When I was asked to write about some of the fabulous historic women racing drivers that inspire me, I decided that Hellé Nice (her stage name) ought to be top of the list. You see, somehow I feel like I know this Bugatti Queen; how she would have drunk her coffee and eaten her baguettes at breakfast, and how she would have carried her lone leather suitcase from apartment to apartment after all her disillusioned relationships. I almost feel that I know her character, or that I had seen a film about her – but in fact, it’s all because I have read so much about this remarkable lady’s life.
Let’s begin with a Hellé Delangle, who danced at the Casino du Paris, where she earned her celebrity. With her earnings, she bought a little Citroen in 1920: the start of her motoring passion. In an automobile accessories shop owned by Henri Courcelles, a former WW1 pilot, she met Philip de Rothschild, and the three of them soon became the greatest of friends.

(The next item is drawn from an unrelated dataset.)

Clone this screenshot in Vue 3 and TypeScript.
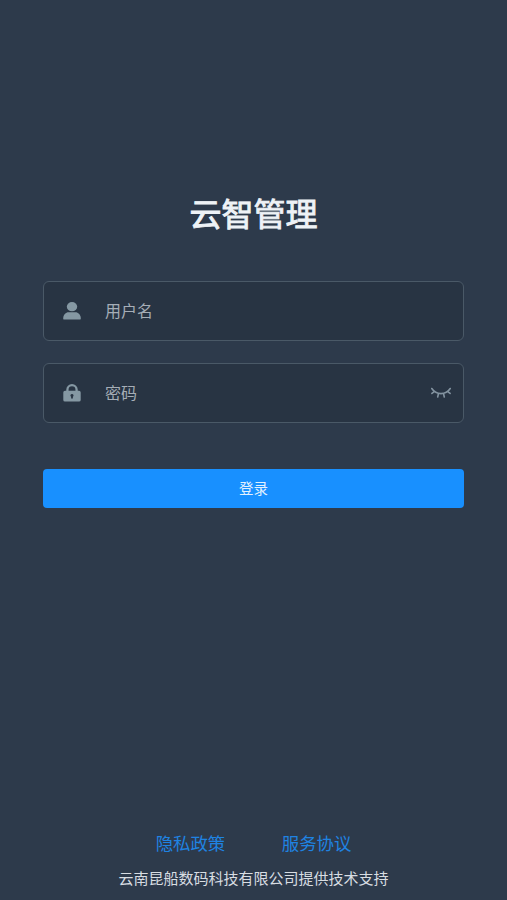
<script setup lang="ts">
import { ref } from 'vue'

const username = ref('')
const password = ref('')
</script>

<template>
  <main class="page">
    <h1 class="title">云智管理</h1>
    <form class="form" @submit.prevent>
      <label class="field">
        <svg class="icon" viewBox="0 0 18 18" fill="currentColor">
          <ellipse cx="9" cy="4.7" rx="5.2" ry="4.6" />
          <path d="M.2 16.4C.2 12.6 2.800 10.200 5.600 10.200h6.800c2.800 0 5.400 2.400 5.400 6.200 0 .8-.5 1.200-1.200 1.200H1.400C.7 17.600.2 17.200.2 16.400Z" />
        </svg>
        <input v-model="username" class="input" type="text" placeholder="用户名" />
      </label>
      <label class="field">
        <svg class="icon" viewBox="0 0 18 18">
          <path d="M4.400 8V5.800a4.600 4.600 0 0 1 9.200 0V8" fill="none" stroke="currentColor" stroke-width="2.300" />
          <path fill="currentColor" fill-rule="evenodd" d="M2 6.800h14a1.700 1.700 0 0 1 1.700 1.700v7.400a1.700 1.700 0 0 1-1.700 1.700H2a1.700 1.700 0 0 1-1.700-1.700V8.500A1.700 1.700 0 0 1 2 6.800ZM9 9.900a1.600 1.600 0 0 0-.9 2.900V14.600h1.800V12.800A1.600 1.600 0 0 0 9 9.900Z" />
        </svg>
        <input v-model="password" class="input" type="password" placeholder="密码" />
        <svg class="eye" viewBox="0 0 20 12" fill="none" stroke="currentColor" stroke-width="1.600" stroke-linecap="round">
          <path d="M.8 1.500C5.200 8.300 14.800 8.300 19.200 1.500M3.600 4.300.9 6.400M7.500 6.500 6.700 10M12.500 6.500l.8 3.500M16.400 4.300l2.700 2.100" />
        </svg>
      </label>
      <button class="submit" type="submit">登录</button>
    </form>
    <footer class="footer">
      <nav class="links">
        <a class="link">隐私政策</a>
        <a class="link">服务协议</a>
      </nav>
      <p class="support">云南昆船数码科技有限公司提供技术支持</p>
    </footer>
  </main>
</template>

<style>
body {
  background: #2d3a4b;
}
</style>

<style scoped>
.page {
  box-sizing: border-box;
  display: flex;
  flex-direction: column;
  height: 100vh;
  padding: 192px 43px 12px;
  background: #2d3a4b;
  font-family: "Noto Sans CJK SC", sans-serif;
}
.title {
  margin: 0;
  color: #eef2f6;
  font-size: 32px;
  font-weight: 400;
  line-height: 40px;
  text-align: center;
  -webkit-text-stroke: 0.9px #eef2f6;
}
.form {
  display: flex;
  flex-direction: column;
  gap: 22px;
  margin-top: 49px;
}
.field {
  box-sizing: border-box;
  display: flex;
  align-items: center;
  height: 60px;
  padding: 0 12px 0 19px;
  border: 1px solid #4a5967;
  border-radius: 6px;
  background: #283443;
}
.icon {
  flex: none;
  width: 18px;
  height: 18px;
  color: #8598a3;
}
.input {
  flex: 1;
  min-width: 0;
  margin-left: 24px;
  padding: 0 0 2px;
  border: 0;
  outline: 0;
  background: transparent;
  color: #fff;
  font: 16px/24px "Noto Sans CJK SC", sans-serif;
}
.input::placeholder {
  color: #a5adb6;
  opacity: 1;
}
.eye {
  flex: none;
  width: 20px;
  height: 12px;
  color: #8393a0;
}
.submit {
  height: 39px;
  margin-top: 24px;
  padding: 0 0 2px;
  border: 0;
  border-radius: 4px;
  background: #1890ff;
  color: #e2f1ff;
  font: 14.5px/37px "Noto Sans CJK SC", sans-serif;
}
.footer {
  margin-top: auto;
  text-align: center;
}
.links {
  display: flex;
  justify-content: center;
  gap: 56.5px;
}
.link {
  color: #1f83e2;
  font-size: 17.4px;
  line-height: 26px;
}
.support {
  margin: 12px 0 0;
  color: #d8dde2;
  font-size: 15px;
  line-height: 20px;
}
</style>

After Courcelles had entered the Le Mans 24 hours in a Lorraine-Dietrich, he and De Rothschild started to get Hellé into racing. In 1921, she went to Brooklands and sought to enter a race. But when her application was rejected because she was a woman, she was infuriated.
Her fury maintained throughout the 1920s. She raced when she could, but was never allowed to compete amongst the men.
Instead, she would go skiing to fulfil her passion for speed.
Being a showgirl, she jumped at the chance of publicity for Jules Daubecq and the Omega marque, and took part in the Women’s Grand Prix race at Montlhery – now in its third year in 1929.
She won it, passing the American Lucy Schell, Mrs Ferrand in her Amilcar and the Olympic athlete Violette Morris, in the Donnet.
Daubecq was correct in thinking that a glamourous woman would help shift stock – especially as his car had won the race.
“The driving was magnificent: nobody who saw it would feel able to argue that women drive less well than men,” wrote the newspaper L’Intransigeant.